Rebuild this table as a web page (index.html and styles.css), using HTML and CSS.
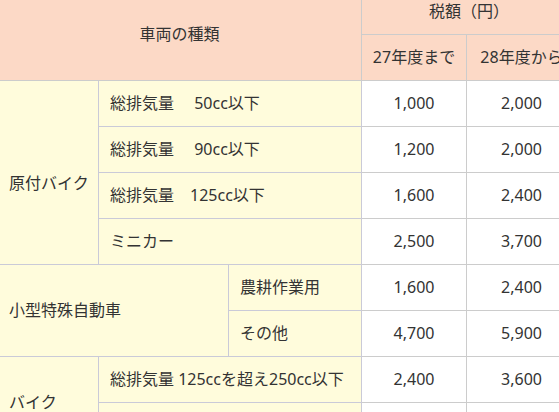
FILE: index.html
```html
<!DOCTYPE html>
<html lang="ja">
<head>
<meta charset="utf-8">
<title>軽自動車税</title>
<link rel="stylesheet" href="styles.css">
</head>
<body>
<table class="tax">
  <colgroup>
    <col class="c-cat">
    <col class="c-sub">
    <col class="c-sub2">
    <col class="c-y27">
    <col class="c-y28">
  </colgroup>
  <thead>
    <tr>
      <th rowspan="2" colspan="3">車両の種類</th>
      <th colspan="2">税額（円）</th>
    </tr>
    <tr>
      <th>27年度まで</th>
      <th>28年度から</th>
    </tr>
  </thead>
  <tbody>
    <tr>
      <td class="label low" rowspan="4">原付バイク</td>
      <td class="label" colspan="2">総排気量　&nbsp;50cc以下</td>
      <td class="num">1,000</td>
      <td class="num">2,000</td>
    </tr>
    <tr>
      <td class="label" colspan="2">総排気量　&nbsp;90cc以下</td>
      <td class="num">1,200</td>
      <td class="num">2,000</td>
    </tr>
    <tr>
      <td class="label" colspan="2">総排気量　125cc以下</td>
      <td class="num">1,600</td>
      <td class="num">2,400</td>
    </tr>
    <tr>
      <td class="label" colspan="2">ミニカー</td>
      <td class="num">2,500</td>
      <td class="num">3,700</td>
    </tr>
    <tr>
      <td class="label" rowspan="2" colspan="2">小型特殊自動車</td>
      <td class="label">農耕作業用</td>
      <td class="num">1,600</td>
      <td class="num">2,400</td>
    </tr>
    <tr>
      <td class="label">その他</td>
      <td class="num">4,700</td>
      <td class="num">5,900</td>
    </tr>
    <tr>
      <td class="label" rowspan="2">バイク</td>
      <td class="label" colspan="2">総排気量 125ccを超え250cc以下</td>
      <td class="num">2,400</td>
      <td class="num">3,600</td>
    </tr>
    <tr>
      <td class="label" colspan="2">総排気量 250ccを超える</td>
      <td class="num">4,000</td>
      <td class="num">6,000</td>
    </tr>
  </tbody>
</table>
</body>
</html>
```

FILE: styles.css
```css
html, body {
  margin: 0;
  padding: 0;
  overflow: hidden;
  background: #ffffff;
}

body {
  font-family: "Noto Sans", "Noto Sans CJK JP", sans-serif;
  font-size: 16px;
  color: #333333;
}

.tax {
  border-collapse: collapse;
  table-layout: fixed;
  width: 579px;
  margin: -12px 0 0 -3px;
}

.c-cat { width: 101px; }
.c-sub { width: 130px; }
.c-sub2 { width: 133px; }
.c-y27 { width: 105px; }
.c-y28 { width: 110px; }

.tax th,
.tax td {
  border: 1px solid #cccccc;
  padding: 11px 11px;
  line-height: 23px;
  white-space: nowrap;
  overflow: hidden;
}

.tax th {
  background: #fcd9c6;
  font-weight: normal;
  text-align: center;
  padding-left: 4px;
  padding-right: 4px;
}

.tax td.label {
  background: #fffcdc;
  border-color: #cacad8;
  text-align: left;
}

.tax td.low {
  padding-top: 33px;
}

.tax td.num {
  background: #ffffff;
  text-align: center;
}
```
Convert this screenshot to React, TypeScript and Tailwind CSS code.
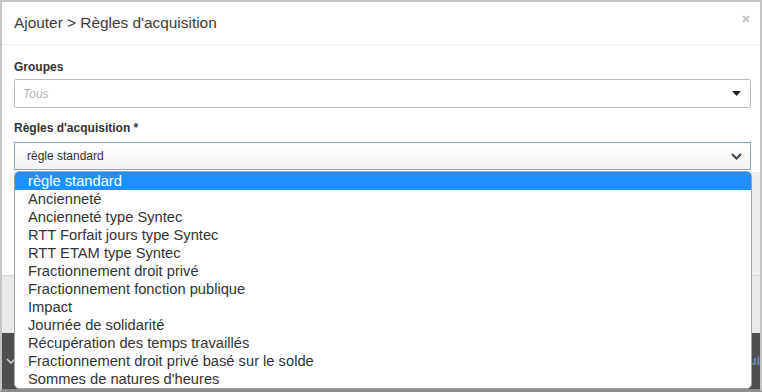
import { useState } from 'react';

const rules = [
  'règle standard',
  'Ancienneté',
  'Ancienneté type Syntec',
  'RTT Forfait jours type Syntec',
  'RTT ETAM type Syntec',
  'Fractionnement droit privé',
  'Fractionnement fonction publique',
  'Impact',
  'Journée de solidarité',
  'Récupération des temps travaillés',
  'Fractionnement droit privé basé sur le solde',
  "Sommes de natures d'heures",
];

export default function App() {
  const [selected] = useState(0);

  return (
    <div
      className="relative w-[762px] h-[392px] overflow-hidden bg-white border-2 border-b-[3px] border-[#c4c4c4] border-b-[#8c8c8c]"
      style={{ fontFamily: '"Liberation Sans", Arial, sans-serif' }}
    >
      {/* header */}
      <div className="flex items-center justify-between h-[43px] pl-[12px] pr-[10px] border-b border-[#efefef]">
        <h1 className="text-[15.4px] text-[#3a3a3a] leading-none">Ajouter &gt; Règles d'acquisition</h1>
        <svg width="8" height="8" viewBox="0 0 8 8" className="-mt-[9px]">
          <path d="M1 1 L7 7 M7 1 L1 7" stroke="#c6c6c6" strokeWidth="2" />
        </svg>
      </div>

      {/* body */}
      <div className="pl-[12px] pr-[9px] pt-[15px]">
        <label className="block text-[12px] leading-[15px] font-bold text-[#333]">Groupes</label>
        <div className="mt-[4px] h-[29px] flex items-center justify-between border border-[#bcbcbc] rounded-[2px] pl-[8px] pr-[9px]">
          <span className="text-[12px] italic text-[#b5b5b5]">Tous</span>
          <svg width="9" height="5" viewBox="0 0 9 5">
            <path d="M0 0 H9 L4.5 5 Z" fill="#222" />
          </svg>
        </div>

        <label className="block mt-[13px] text-[12px] leading-[15px] font-bold text-[#333]">
          Règles d'acquisition *
        </label>
        <div className="relative mt-[6px]">
          <div className="h-[28px] flex items-center justify-between border border-[#7ea9d2] bg-linear-to-b from-white to-[#f3f3f3] pl-[12px] pr-[8px]">
            <span className="text-[12px] text-[#333]">{rules[selected]}</span>
            <svg width="11" height="7" viewBox="0 0 11 7">
              <path d="M1 1 L5.5 5.5 L10 1" stroke="#444" strokeWidth="2" fill="none" />
            </svg>
          </div>

          {/* open list */}
          <ul className="absolute z-10 left-0 top-full mt-[1px] w-[738px] bg-white border border-[#a3a3a3] rounded-[5px] overflow-hidden">
            {rules.map((r, i) => (
              <li
                key={r}
                className={
                  'h-[18px] leading-[18px] pl-[13px] text-[14.7px] ' +
                  (i === selected ? 'bg-[#1e90ff] text-white' : 'text-[#333]')
                }
              >
                {r}
              </li>
            ))}
          </ul>
        </div>
      </div>

      {/* page behind the list */}
      <div className="flex flex-col h-[219px]">
        <div className="flex h-[105px]">
          <div className="flex-1" />
          <div className="w-[8px] mt-[2px] bg-[#eeeeee]" />
        </div>
        <div className="h-[58px] bg-[#e9e9e9] border-t border-[#d6d6d6]" />
        <div className="flex-1 flex items-center justify-between bg-[#4f4f4f]">
          <svg width="10" height="6" viewBox="0 0 10 6" className="ml-[4px]">
            <path d="M1 1 L5 5 L9 1" stroke="#d0d0d0" strokeWidth="1.5" fill="none" />
          </svg>
          <span className="text-[12px] font-bold text-[#6b8fb8] leading-none">ui</span>
        </div>
      </div>
    </div>
  );
}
※ ※ ※
EXERCISE INSTRUCTIONS
From the data above, write out everything exactly except the pictures.

FULL ANSWER
Rebuild this table as a web page (index.html and styles.css), using HTML and CSS.
FILE: index.html
```html
<!DOCTYPE html>
<html lang="ja">
<head>
<meta charset="utf-8">
<title>軽自動車税</title>
<link rel="stylesheet" href="styles.css">
</head>
<body>
<table class="tax">
  <colgroup>
    <col class="c-cat">
    <col class="c-sub">
    <col class="c-sub2">
    <col class="c-y27">
    <col class="c-y28">
  </colgroup>
  <thead>
    <tr>
      <th rowspan="2" colspan="3">車両の種類</th>
      <th colspan="2">税額（円）</th>
    </tr>
    <tr>
      <th>27年度まで</th>
      <th>28年度から</th>
    </tr>
  </thead>
  <tbody>
    <tr>
      <td class="label low" rowspan="4">原付バイク</td>
      <td class="label" colspan="2">総排気量　&nbsp;50cc以下</td>
      <td class="num">1,000</td>
      <td class="num">2,000</td>
    </tr>
    <tr>
      <td class="label" colspan="2">総排気量　&nbsp;90cc以下</td>
      <td class="num">1,200</td>
      <td class="num">2,000</td>
    </tr>
    <tr>
      <td class="label" colspan="2">総排気量　125cc以下</td>
      <td class="num">1,600</td>
      <td class="num">2,400</td>
    </tr>
    <tr>
      <td class="label" colspan="2">ミニカー</td>
      <td class="num">2,500</td>
      <td class="num">3,700</td>
    </tr>
    <tr>
      <td class="label" rowspan="2" colspan="2">小型特殊自動車</td>
      <td class="label">農耕作業用</td>
      <td class="num">1,600</td>
      <td class="num">2,400</td>
    </tr>
    <tr>
      <td class="label">その他</td>
      <td class="num">4,700</td>
      <td class="num">5,900</td>
    </tr>
    <tr>
      <td class="label" rowspan="2">バイク</td>
      <td class="label" colspan="2">総排気量 125ccを超え250cc以下</td>
      <td class="num">2,400</td>
      <td class="num">3,600</td>
    </tr>
    <tr>
      <td class="label" colspan="2">総排気量 250ccを超える</td>
      <td class="num">4,000</td>
      <td class="num">6,000</td>
    </tr>
  </tbody>
</table>
</body>
</html>
```

FILE: styles.css
```css
html, body {
  margin: 0;
  padding: 0;
  overflow: hidden;
  background: #ffffff;
}

body {
  font-family: "Noto Sans", "Noto Sans CJK JP", sans-serif;
  font-size: 16px;
  color: #333333;
}

.tax {
  border-collapse: collapse;
  table-layout: fixed;
  width: 579px;
  margin: -12px 0 0 -3px;
}

.c-cat { width: 101px; }
.c-sub { width: 130px; }
.c-sub2 { width: 133px; }
.c-y27 { width: 105px; }
.c-y28 { width: 110px; }

.tax th,
.tax td {
  border: 1px solid #cccccc;
  padding: 11px 11px;
  line-height: 23px;
  white-space: nowrap;
  overflow: hidden;
}

.tax th {
  background: #fcd9c6;
  font-weight: normal;
  text-align: center;
  padding-left: 4px;
  padding-right: 4px;
}

.tax td.label {
  background: #fffcdc;
  border-color: #cacad8;
  text-align: left;
}

.tax td.low {
  padding-top: 33px;
}

.tax td.num {
  background: #ffffff;
  text-align: center;
}
```
Convert this screenshot to React, TypeScript and Tailwind CSS code.
import { useState } from 'react';

const rules = [
  'règle standard',
  'Ancienneté',
  'Ancienneté type Syntec',
  'RTT Forfait jours type Syntec',
  'RTT ETAM type Syntec',
  'Fractionnement droit privé',
  'Fractionnement fonction publique',
  'Impact',
  'Journée de solidarité',
  'Récupération des temps travaillés',
  'Fractionnement droit privé basé sur le solde',
  "Sommes de natures d'heures",
];

export default function App() {
  const [selected] = useState(0);

  return (
    <div
      className="relative w-[762px] h-[392px] overflow-hidden bg-white border-2 border-b-[3px] border-[#c4c4c4] border-b-[#8c8c8c]"
      style={{ fontFamily: '"Liberation Sans", Arial, sans-serif' }}
    >
      {/* header */}
      <div className="flex items-center justify-between h-[43px] pl-[12px] pr-[10px] border-b border-[#efefef]">
        <h1 className="text-[15.4px] text-[#3a3a3a] leading-none">Ajouter &gt; Règles d'acquisition</h1>
        <svg width="8" height="8" viewBox="0 0 8 8" className="-mt-[9px]">
          <path d="M1 1 L7 7 M7 1 L1 7" stroke="#c6c6c6" strokeWidth="2" />
        </svg>
      </div>

      {/* body */}
      <div className="pl-[12px] pr-[9px] pt-[15px]">
        <label className="block text-[12px] leading-[15px] font-bold text-[#333]">Groupes</label>
        <div className="mt-[4px] h-[29px] flex items-center justify-between border border-[#bcbcbc] rounded-[2px] pl-[8px] pr-[9px]">
          <span className="text-[12px] italic text-[#b5b5b5]">Tous</span>
          <svg width="9" height="5" viewBox="0 0 9 5">
            <path d="M0 0 H9 L4.5 5 Z" fill="#222" />
          </svg>
        </div>

        <label className="block mt-[13px] text-[12px] leading-[15px] font-bold text-[#333]">
          Règles d'acquisition *
        </label>
        <div className="relative mt-[6px]">
          <div className="h-[28px] flex items-center justify-between border border-[#7ea9d2] bg-linear-to-b from-white to-[#f3f3f3] pl-[12px] pr-[8px]">
            <span className="text-[12px] text-[#333]">{rules[selected]}</span>
            <svg width="11" height="7" viewBox="0 0 11 7">
              <path d="M1 1 L5.5 5.5 L10 1" stroke="#444" strokeWidth="2" fill="none" />
            </svg>
          </div>

          {/* open list */}
          <ul className="absolute z-10 left-0 top-full mt-[1px] w-[738px] bg-white border border-[#a3a3a3] rounded-[5px] overflow-hidden">
            {rules.map((r, i) => (
              <li
                key={r}
                className={
                  'h-[18px] leading-[18px] pl-[13px] text-[14.7px] ' +
                  (i === selected ? 'bg-[#1e90ff] text-white' : 'text-[#333]')
                }
              >
                {r}
              </li>
            ))}
          </ul>
        </div>
      </div>

      {/* page behind the list */}
      <div className="flex flex-col h-[219px]">
        <div className="flex h-[105px]">
          <div className="flex-1" />
          <div className="w-[8px] mt-[2px] bg-[#eeeeee]" />
        </div>
        <div className="h-[58px] bg-[#e9e9e9] border-t border-[#d6d6d6]" />
        <div className="flex-1 flex items-center justify-between bg-[#4f4f4f]">
          <svg width="10" height="6" viewBox="0 0 10 6" className="ml-[4px]">
            <path d="M1 1 L5 5 L9 1" stroke="#d0d0d0" strokeWidth="1.5" fill="none" />
          </svg>
          <span className="text-[12px] font-bold text-[#6b8fb8] leading-none">ui</span>
        </div>
      </div>
    </div>
  );
}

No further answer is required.